┌──

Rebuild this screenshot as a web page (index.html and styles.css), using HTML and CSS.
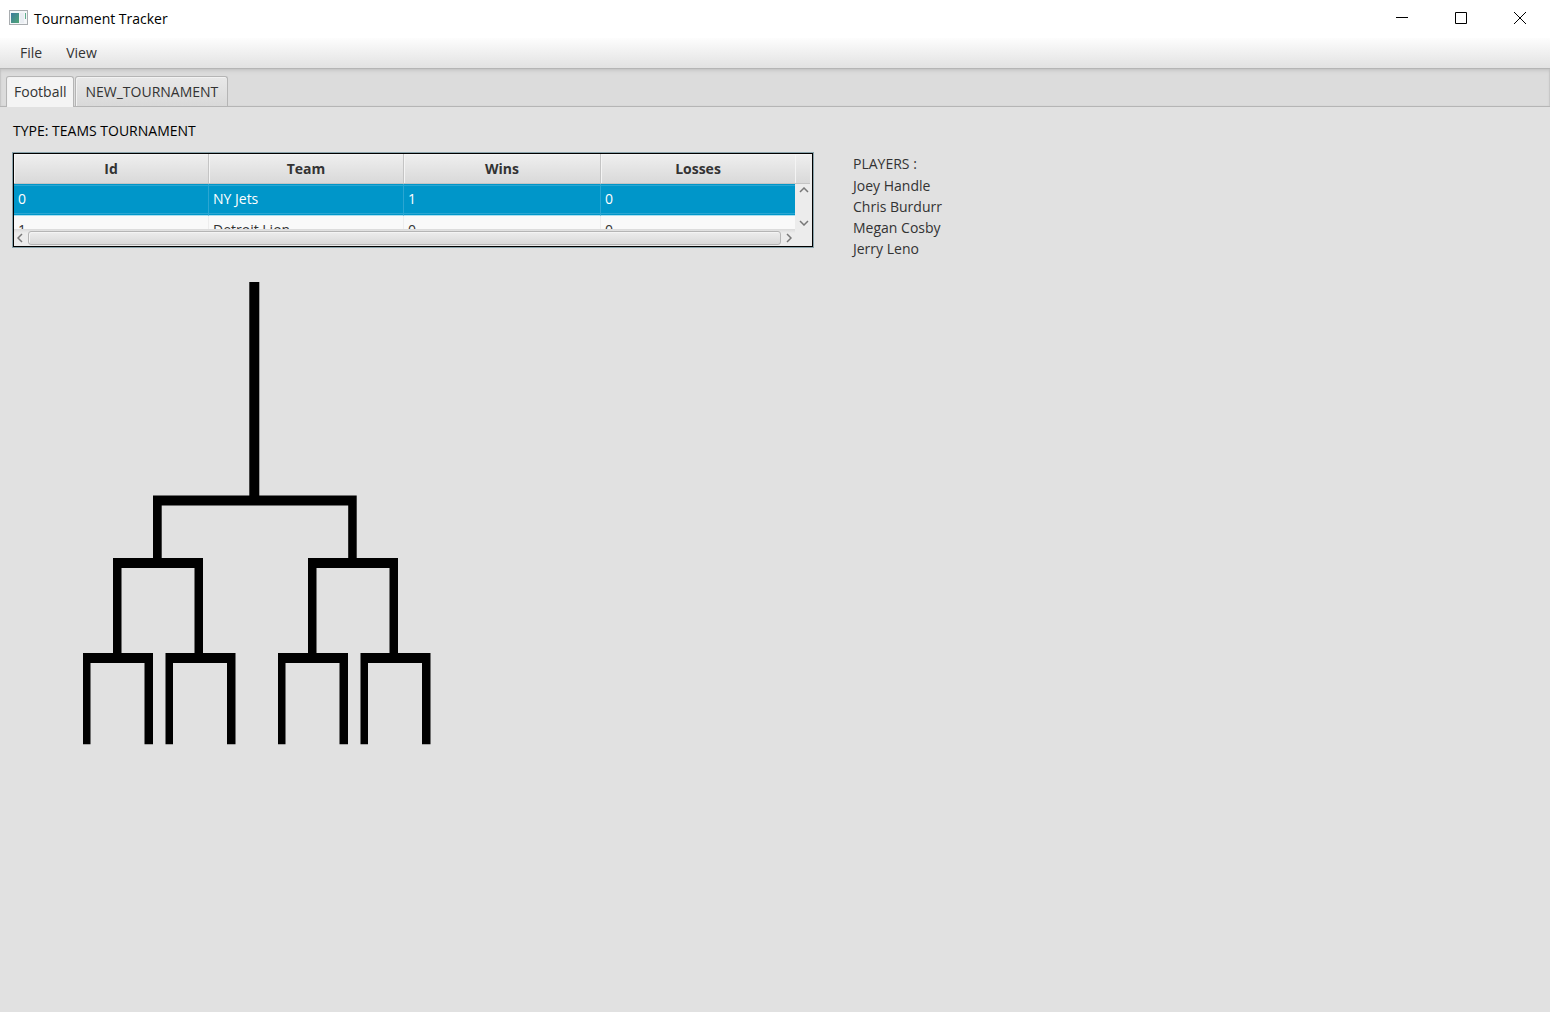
FILE: index.html
```html
<!DOCTYPE html>
<html lang="en">
<head>
<meta charset="utf-8">
<title>Tournament Tracker</title>
<link rel="stylesheet" href="styles.css">
</head>
<body>
<header class="titlebar">
  <svg class="app-icon" width="20" height="16" viewBox="0 0 20 16" aria-hidden="true">
    <defs><linearGradient id="pane" x1="0" y1="0" x2="1" y2="1"><stop offset="0" stop-color="#3c7a9c"/><stop offset="1" stop-color="#4fa676"/></linearGradient></defs>
    <rect x="0.500" y="0.500" width="18" height="14" fill="#f4f6f8" stroke="#a9adb0"/>
    <rect x="2" y="3" width="8" height="10" fill="url(#pane)"/>
    <rect x="11" y="3" width="4" height="10" fill="#e9edf2"/>
    <rect x="16" y="3" width="1" height="6" fill="#5fae8c"/>
  </svg>
  <h1 class="title">Tournament Tracker</h1>
  <div class="window-buttons">
    <button class="window-button" aria-label="Minimize"><svg width="12" height="12" viewBox="0 0 12 12"><path d="M0 5.500H12"/></svg></button>
    <button class="window-button" aria-label="Maximize"><svg width="12" height="12" viewBox="0 0 12 12"><path d="M0.500 0.500H11.500V11.500H0.500Z"/></svg></button>
    <button class="window-button" aria-label="Close"><svg width="12" height="12" viewBox="0 0 12 12"><path d="M0 0L12 12M12 0L0 12"/></svg></button>
  </div>
</header>
<nav class="menubar">
  <button class="menu">File</button>
  <button class="menu">View</button>
</nav>
<div class="tabs" role="tablist">
  <button class="tab selected" role="tab" aria-selected="true">Football</button>
  <button class="tab" role="tab" aria-selected="false">NEW_TOURNAMENT</button>
</div>
<main class="content">
  <p class="type">TYPE: TEAMS TOURNAMENT</p>
  <div class="standings">
    <div class="table-view">
      <div class="viewport">
        <table class="teams">
          <colgroup><col class="col"><col class="col"><col class="col-wide"><col class="col"></colgroup>
          <thead><tr><th>Id</th><th>Team</th><th>Wins</th><th>Losses</th></tr></thead>
          <tbody>
            <tr class="active"><td>0</td><td>NY Jets</td><td>1</td><td>0</td></tr>
            <tr><td>1</td><td>Detroit Lion</td><td>0</td><td>0</td></tr>
          </tbody>
        </table>
      </div>
      <div class="side">
        <div class="filler"></div>
        <div class="vscroll">
          <button class="arrow" aria-label="Scroll up"><svg width="10" height="6" viewBox="0 0 10 6"><path d="M1 5L5 1L9 5"/></svg></button>
          <button class="arrow" aria-label="Scroll down"><svg width="10" height="6" viewBox="0 0 10 6"><path d="M1 1L5 5L9 1"/></svg></button>
        </div>
      </div>
      <div class="hscroll">
        <button class="arrow" aria-label="Scroll left"><svg width="6" height="10" viewBox="0 0 6 10"><path d="M5 1L1 5L5 9"/></svg></button>
        <div class="thumb"></div>
        <button class="arrow" aria-label="Scroll right"><svg width="6" height="10" viewBox="0 0 6 10"><path d="M1 1L5 5L1 9"/></svg></button>
      </div>
    </div>
    <section class="players">
      <h2 class="players-title">PLAYERS :</h2>
      <ul class="player-list">
        <li>Joey Handle</li>
        <li>Chris Burdurr</li>
        <li>Megan Cosby</li>
        <li>Jerry Leno</li>
      </ul>
    </section>
  </div>
  <svg class="bracket" width="348" height="463" viewBox="83 282 348 463" role="img" aria-label="Tournament bracket">
    <path d="M249.300 281.700H259.300V495.500H356.700V558H398V653H430.500V744.200H422V663H368V744.200H360.500V653H389.500V568H316.500V653H348V744.200H339.500V663H285.500V744.200H278V653H308V558H348.200V505.500H161.700V558H203V653H235.500V744.200H227V663H173V744.200H165.500V653H194.500V568H121.500V653H153V744.200H144.500V663H90.500V744.200H83V653H113V558H153V495.500H249.300Z"/>
  </svg>
</main>
</body>
</html>
```
FILE: styles.css
```css
* { box-sizing: border-box; }
body {
  margin: 0;
  min-height: 100vh;
  display: flex;
  flex-direction: column;
  background: #e1e1e1;
  color: #333;
  font: 14px/21px "Open Sans", "Noto Sans", sans-serif;
}
h1, h2, p, ul { margin: 0; padding: 0; font-size: inherit; font-weight: 400; }
button { font: inherit; color: inherit; border: 0; padding: 0; background: none; }
svg { display: block; }

.titlebar { display: flex; align-items: center; height: 38px; padding: 0 1px 2px 9px; background: #fff; color: #000; }
.title { margin-left: 5px; }
.window-buttons { display: flex; margin-left: auto; height: 36px; }
.window-button { width: 59px; display: grid; place-items: center; }
.window-button path { fill: none; stroke: #000; }

.menubar { display: flex; height: 31px; padding: 0 8px; background: linear-gradient(#fdfdfd, #e2e2e2); border-bottom: 1px solid #b5b5b5; }
.menu { padding: 0 12px 2px; }

.tabs {
  display: flex;
  align-items: flex-end;
  gap: 1px;
  height: 38px;
  padding: 0 6px;
  background: #dcdcdc;
  border-bottom: 1px solid #b5b5b5;
  box-shadow: inset 0 3px 4px -2px #bdbdbd, inset 1px 0 1px #c8c8c8, inset -1px 0 1px #c8c8c8;
}
.tab { height: 30px; padding: 0 9px; border: 1px solid #b5b5b5; border-bottom: 0; border-radius: 3px 3px 0 0; background: linear-gradient(#e8e8e8, #d9d9d9); box-shadow: inset 1px 1px #f2f2f2; }
.tab.selected { height: 31px; margin-bottom: -1px; padding: 0 7px 1px; background: #f4f4f4; }

.content { padding: 13px 12px; }
.type { color: #000; padding-left: 1px; }
.standings { display: flex; gap: 39px; margin-top: 11px; }
.table-view {
  flex: 0 1 802px;
  display: grid;
  grid-template-columns: 1fr 17px;
  grid-template-rows: 75px 17px;
  align-self: flex-start;
  border: 1px solid #8aa3ab;
  outline: 1px solid #000;
  outline-offset: -2px;
  padding: 1px;
  background: #ececec;
}
.viewport { overflow: hidden; background: #f9f9f9; }
.teams { width: 100%; table-layout: fixed; border-collapse: separate; border-spacing: 0; }
.col { width: 195px; }
.col-wide { width: 197px; }
th { height: 30px; padding: 0; font-weight: 700; background: linear-gradient(#efefef, #d9d9d9); border-right: 1px solid #c4c4c4; border-bottom: 1px solid #c4c4c4; box-shadow: inset 1px 1px #f4f4f4; }
td { height: 32px; padding: 0 4px 6px; border-right: 1px solid #ededed; }
.active td { padding-bottom: 2px; color: #fff; background: #0096c9; border-right-color: #2ba6d2; border-bottom: 1px solid #a9dff0; box-shadow: inset 0 1px #0096c9, inset 0 2px #2ba6d2, inset 0 -1px #0096c9, inset 0 -2px #2ba6d2; }
.side { display: flex; flex-direction: column; }
.filler { height: 30px; margin-right: 2px; background: linear-gradient(#efefef, #d9d9d9); border-bottom: 1px solid #c4c4c4; box-shadow: inset 1px 1px #f4f4f4; }
.vscroll { flex: 1; display: flex; flex-direction: column; justify-content: space-between; align-items: center; padding: 3px 0; }
.hscroll { display: flex; align-items: center; gap: 5px; padding: 1px 3px 0; background: linear-gradient(#dadada, #ececec 4px); }
.thumb { flex: 1; height: 14px; border: 1px solid #b5b5b5; border-radius: 3px; background: linear-gradient(#ededed, #d9d9d9); box-shadow: inset 1px 1px #f4f4f4; }
.arrow path { fill: none; stroke: #777; stroke-width: 1.500; }

.players { padding-top: 1px; }
.players-title { line-height: 22px; }
.player-list { list-style: none; }

.bracket { margin: 23px 0 0 71px; }
.bracket path { fill: #000; }
```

└──

• _WHAT YOU HAVE TO DO_
How many lines of the listing above include the word "index"? State the number and nothing else.

• _ANSWER TO THIS EXERCISE_
2